Thursday 2 February 2012

3. During work experience a news editor would rather you do two news in briefs well than 50 stories they have to rewrite.

You may think with the attitudes of some journalism students coming in for experience that their prose is polished to perfection.

Oh you didn't? Well that would be correct. Because for all their looking down their noses at the poor bloody hacks toiling away on the lowliest of weeklies they still don't have the foggiest idea of how to construct even a news in brief.

Which is fine. The whole point of work experience - internships, what have you - is that in exchange for the student's time and efforts they will have exposure to a newsroom.

The fact is that having someone in for work experience is usually hard work for the staff - so please don't ever get carried away with the idea you are being exploited during your week most reporters would rather not have you.

So to the point, one of the constant issues is finding something for the workie to do. Why is it people are so reluctant to hand work over? Simply because it is easier and quicker and less frustrating to do it themselves.
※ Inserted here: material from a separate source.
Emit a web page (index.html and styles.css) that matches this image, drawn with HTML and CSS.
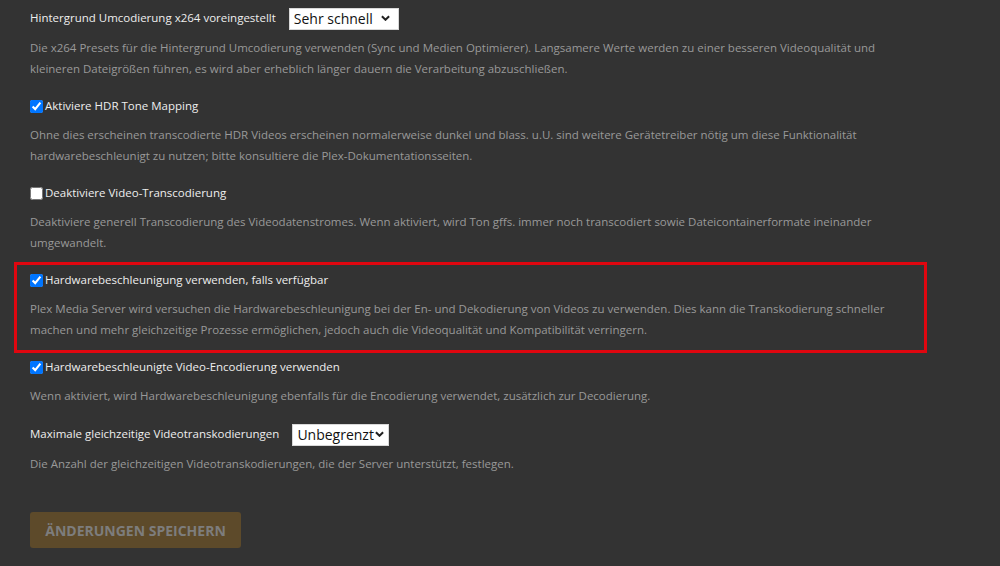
FILE: index.html
```html
<!DOCTYPE html>
<html lang="de">
<head>
<meta charset="utf-8">
<title>Transcoder</title>
<link rel="stylesheet" href="styles.css">
</head>
<body>
<form class="settings">
  <div class="setting">
    <div class="row">
      <label class="label" for="preset">Hintergrund Umcodierung x264 voreingestellt</label>
      <span class="select-wrap select-preset">
        <select id="preset" class="select">
          <option>Sehr schnell</option>
        </select>
        <svg class="chevron" viewBox="0 0 10 6" width="9" height="6"><path d="M1 1l4 4 4-4" fill="none" stroke="#222" stroke-width="2.2"/></svg>
      </span>
    </div>
    <p class="desc">Die x264 Presets für die Hintergrund Umcodierung verwenden (Sync und Medien Optimierer). Langsamere Werte werden zu einer besseren Videoqualität und<br>kleineren Dateigrößen führen, es wird aber erheblich länger dauern die Verarbeitung abzuschließen.</p>
  </div>

  <div class="setting">
    <label class="row check"><input type="checkbox" checked><span class="label">Aktiviere HDR Tone Mapping</span></label>
    <p class="desc">Ohne dies erscheinen transcodierte HDR Videos erscheinen normalerweise dunkel und blass. u.U. sind weitere Gerätetreiber nötig um diese Funktionalität<br>hardwarebeschleunigt zu nutzen; bitte konsultiere die Plex-Dokumentationsseiten.</p>
  </div>

  <div class="setting">
    <label class="row check"><input type="checkbox"><span class="label">Deaktiviere Video-Transcodierung</span></label>
    <p class="desc">Deaktiviere generell Transcodierung des Videodatenstromes. Wenn aktiviert, wird Ton gffs. immer noch transcodiert sowie Dateicontainerformate ineinander<br>umgewandelt.</p>
  </div>

  <div class="setting marked">
    <label class="row check"><input type="checkbox" checked><span class="label">Hardwarebeschleunigung verwenden, falls verfügbar</span></label>
    <p class="desc">Plex Media Server wird versuchen die Hardwarebeschleunigung bei der En- und Dekodierung von Videos zu verwenden. Dies kann die Transkodierung schneller<br>machen und mehr gleichzeitige Prozesse ermöglichen, jedoch auch die Videoqualität und Kompatibilität verringern.</p>
  </div>

  <div class="setting">
    <label class="row check"><input type="checkbox" checked><span class="label">Hardwarebeschleunigte Video-Encodierung verwenden</span></label>
    <p class="desc">Wenn aktiviert, wird Hardwarebeschleunigung ebenfalls für die Encodierung verwendet, zusätzlich zur Decodierung.</p>
  </div>

  <div class="setting">
    <div class="row">
      <label class="label" for="limit">Maximale gleichzeitige Videotranskodierungen</label>
      <span class="select-wrap select-limit">
        <select id="limit" class="select">
          <option>Unbegrenzt</option>
        </select>
        <svg class="chevron" viewBox="0 0 10 6" width="9" height="6"><path d="M1 1l4 4 4-4" fill="none" stroke="#222" stroke-width="2.2"/></svg>
      </span>
    </div>
    <p class="desc">Die Anzahl der gleichzeitigen Videotranskodierungen, die der Server unterstützt, festlegen.</p>
  </div>

  <button type="button" class="save" disabled>Änderungen speichern</button>
</form>
</body>
</html>
```

FILE: styles.css
```css
html, body {
  margin: 0;
  background: #333333;
  font-family: "Open Sans", "Liberation Sans", sans-serif;
}

.settings {
  width: 880px;
  padding: 7px 0 0 30px;
}

.setting {
  position: relative;
  margin-bottom: 17px;
}

/* red frame around the highlighted setting */
.setting.marked::before {
  content: "";
  position: absolute;
  top: -8px;
  bottom: -13px;
  left: -16px;
  right: -17px;
  border: 3px solid #e0060f;
  pointer-events: none;
}

.row {
  display: flex;
  align-items: center;
  min-height: 20px;
}

.label {
  color: #eeeeee;
  font-size: 11.5px;
  line-height: 20px;
}

.check input {
  width: 13px;
  height: 13px;
  margin: 0 2px 0 0;
}

.desc {
  margin: 8px 0 0;
  color: #999999;
  font-size: 11.5px;
  line-height: 21px;
}

.select-wrap {
  position: relative;
  display: inline-block;
  margin-left: 13px;
  height: 22px;
}

.select {
  appearance: none;
  -webkit-appearance: none;
  height: 22px;
  padding: 0 0 0 4px;
  border: 1px solid #d8d8d8;
  border-radius: 0;
  background: #ffffff;
  color: #111111;
  font-family: "Open Sans", "Liberation Sans", sans-serif;
  font-size: 14px;
  line-height: 20px;
}

.select-preset .select { width: 110px; }
.select-limit .select { width: 97px; }

.chevron {
  position: absolute;
  top: 8px;
  right: 9px;
  pointer-events: none;
}

.select-limit .chevron { right: 5px; }

.save {
  margin-top: 21px;
  width: 211px;
  height: 36px;
  border: 0;
  border-radius: 3px;
  background: #5d4a2a;
  color: #7d7d7d;
  font-family: "Open Sans", "Liberation Sans", sans-serif;
  font-size: 14px;
  font-weight: 700;
  text-transform: uppercase;
  letter-spacing: 0;
}
```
As we shall see later, there are ways to avoid this even before you walk into an office.

But for the time being let us concentrate on your first day. Naturally with someone of your skills and talents and A+ essays about journalism ethics you should be handling the murder that has just come in -but for reasons you can't quite figure you've been asked to write about the fete taking place next week.

You dash it off in five minutes and send it off to the news editor - you fully expecting to be given another story having proved your industry…but nothing happens. This is probably because the news editor is trying to correct the spelling mistakes, literals and gobbledegook you've crammed into the 87 words you bashed out in such a hurry…he, or indeed she, is also inserting the date and time of the event into the newly written 52 word article since it was missing in the original.

No one is asking you spend hours crafting it into a beautiful piece of prose - just succinct copy. If it takes half an hour that's fine (you won't always be allowed to be that slow but this is day one). A news editor will always be more impressed if they can just push it through - believe me they were expecting nothing from you. You have already proved them wrong.

If it helps, dash it off quickly. Then leave it for 10 minutes and read it back - it will give you a chance to see what the reader will be reading. Perhaps you don't need that quote from Proust, maybe the location of the fete would be useful, Sr Pettir's is a rather unusual name for a church - why not double-check it?